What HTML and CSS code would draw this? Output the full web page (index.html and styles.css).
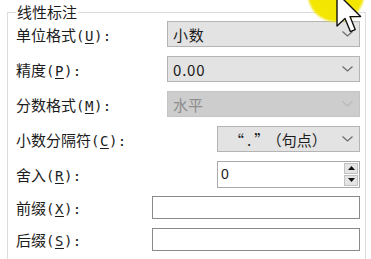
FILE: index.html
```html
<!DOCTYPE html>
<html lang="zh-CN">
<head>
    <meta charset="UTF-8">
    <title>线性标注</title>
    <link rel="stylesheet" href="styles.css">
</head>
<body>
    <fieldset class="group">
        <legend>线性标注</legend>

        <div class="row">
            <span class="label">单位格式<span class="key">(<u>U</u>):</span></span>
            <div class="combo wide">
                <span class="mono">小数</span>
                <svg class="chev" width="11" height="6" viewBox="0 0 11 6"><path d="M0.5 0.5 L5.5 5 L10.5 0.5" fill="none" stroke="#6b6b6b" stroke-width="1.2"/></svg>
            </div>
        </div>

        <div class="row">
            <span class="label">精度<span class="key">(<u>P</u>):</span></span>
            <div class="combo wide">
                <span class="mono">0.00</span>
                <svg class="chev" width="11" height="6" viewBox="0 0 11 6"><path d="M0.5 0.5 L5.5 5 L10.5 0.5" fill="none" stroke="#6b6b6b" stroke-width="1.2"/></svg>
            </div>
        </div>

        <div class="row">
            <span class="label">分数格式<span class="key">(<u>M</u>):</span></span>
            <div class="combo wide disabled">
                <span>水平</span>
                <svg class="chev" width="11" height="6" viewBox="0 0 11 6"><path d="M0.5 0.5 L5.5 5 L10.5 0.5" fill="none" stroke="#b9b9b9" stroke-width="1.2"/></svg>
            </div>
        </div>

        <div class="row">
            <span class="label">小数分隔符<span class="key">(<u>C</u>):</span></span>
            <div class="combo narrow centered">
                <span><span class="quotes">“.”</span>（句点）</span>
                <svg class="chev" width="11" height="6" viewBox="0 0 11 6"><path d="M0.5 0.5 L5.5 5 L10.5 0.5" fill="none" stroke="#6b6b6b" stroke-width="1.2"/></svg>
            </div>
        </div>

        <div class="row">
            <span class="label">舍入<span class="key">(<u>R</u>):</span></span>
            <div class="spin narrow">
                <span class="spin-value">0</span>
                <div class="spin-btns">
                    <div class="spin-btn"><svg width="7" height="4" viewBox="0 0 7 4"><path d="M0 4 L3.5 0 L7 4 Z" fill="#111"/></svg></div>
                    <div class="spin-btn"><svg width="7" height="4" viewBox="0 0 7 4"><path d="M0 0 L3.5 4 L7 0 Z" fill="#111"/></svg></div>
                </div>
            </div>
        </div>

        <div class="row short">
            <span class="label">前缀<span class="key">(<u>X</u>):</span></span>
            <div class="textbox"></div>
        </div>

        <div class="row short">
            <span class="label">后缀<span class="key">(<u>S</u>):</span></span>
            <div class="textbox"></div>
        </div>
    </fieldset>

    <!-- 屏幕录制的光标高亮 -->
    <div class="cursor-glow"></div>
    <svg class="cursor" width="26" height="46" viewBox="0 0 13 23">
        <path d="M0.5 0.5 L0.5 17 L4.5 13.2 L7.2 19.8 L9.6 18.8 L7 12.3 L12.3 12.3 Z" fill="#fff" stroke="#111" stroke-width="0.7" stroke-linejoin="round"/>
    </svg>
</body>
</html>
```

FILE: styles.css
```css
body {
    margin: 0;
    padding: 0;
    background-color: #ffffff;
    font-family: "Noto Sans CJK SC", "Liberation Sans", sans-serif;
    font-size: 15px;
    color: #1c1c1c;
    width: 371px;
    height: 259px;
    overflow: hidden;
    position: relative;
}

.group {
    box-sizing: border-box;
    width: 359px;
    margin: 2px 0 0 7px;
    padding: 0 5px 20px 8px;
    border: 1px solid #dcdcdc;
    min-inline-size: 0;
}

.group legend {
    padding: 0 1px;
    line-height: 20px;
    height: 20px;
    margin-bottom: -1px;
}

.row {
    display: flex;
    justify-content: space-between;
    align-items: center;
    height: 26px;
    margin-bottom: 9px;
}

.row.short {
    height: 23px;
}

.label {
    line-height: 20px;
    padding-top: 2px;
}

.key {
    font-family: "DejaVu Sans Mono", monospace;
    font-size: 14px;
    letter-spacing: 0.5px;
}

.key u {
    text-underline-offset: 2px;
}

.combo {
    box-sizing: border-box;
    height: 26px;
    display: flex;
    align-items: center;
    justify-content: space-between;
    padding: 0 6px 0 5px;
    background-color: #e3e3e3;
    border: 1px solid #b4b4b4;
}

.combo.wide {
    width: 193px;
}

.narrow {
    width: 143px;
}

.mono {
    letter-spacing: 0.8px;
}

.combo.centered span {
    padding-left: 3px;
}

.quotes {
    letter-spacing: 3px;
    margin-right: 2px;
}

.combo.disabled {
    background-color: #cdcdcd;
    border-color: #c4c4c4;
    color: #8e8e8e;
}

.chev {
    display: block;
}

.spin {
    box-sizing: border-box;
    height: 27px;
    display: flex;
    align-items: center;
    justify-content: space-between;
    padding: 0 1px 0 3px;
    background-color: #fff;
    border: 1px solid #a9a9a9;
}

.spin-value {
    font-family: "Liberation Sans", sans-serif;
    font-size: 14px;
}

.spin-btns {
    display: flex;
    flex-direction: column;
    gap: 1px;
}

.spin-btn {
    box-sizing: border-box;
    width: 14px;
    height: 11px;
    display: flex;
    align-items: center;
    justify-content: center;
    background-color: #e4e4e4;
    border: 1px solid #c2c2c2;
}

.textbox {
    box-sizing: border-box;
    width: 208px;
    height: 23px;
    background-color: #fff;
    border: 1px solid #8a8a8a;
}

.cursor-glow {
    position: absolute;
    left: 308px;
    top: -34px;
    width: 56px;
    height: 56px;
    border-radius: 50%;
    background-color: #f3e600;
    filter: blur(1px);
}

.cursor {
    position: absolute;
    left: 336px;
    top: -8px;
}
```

◆ ◆ ◆ ◆ ◆

Pull out each line containing the word "styles" and copy it.

> [Reply]:
What HTML and CSS code would draw this? Output the full web page (index.html and styles.css).
    <link rel="stylesheet" href="styles.css">
FILE: styles.css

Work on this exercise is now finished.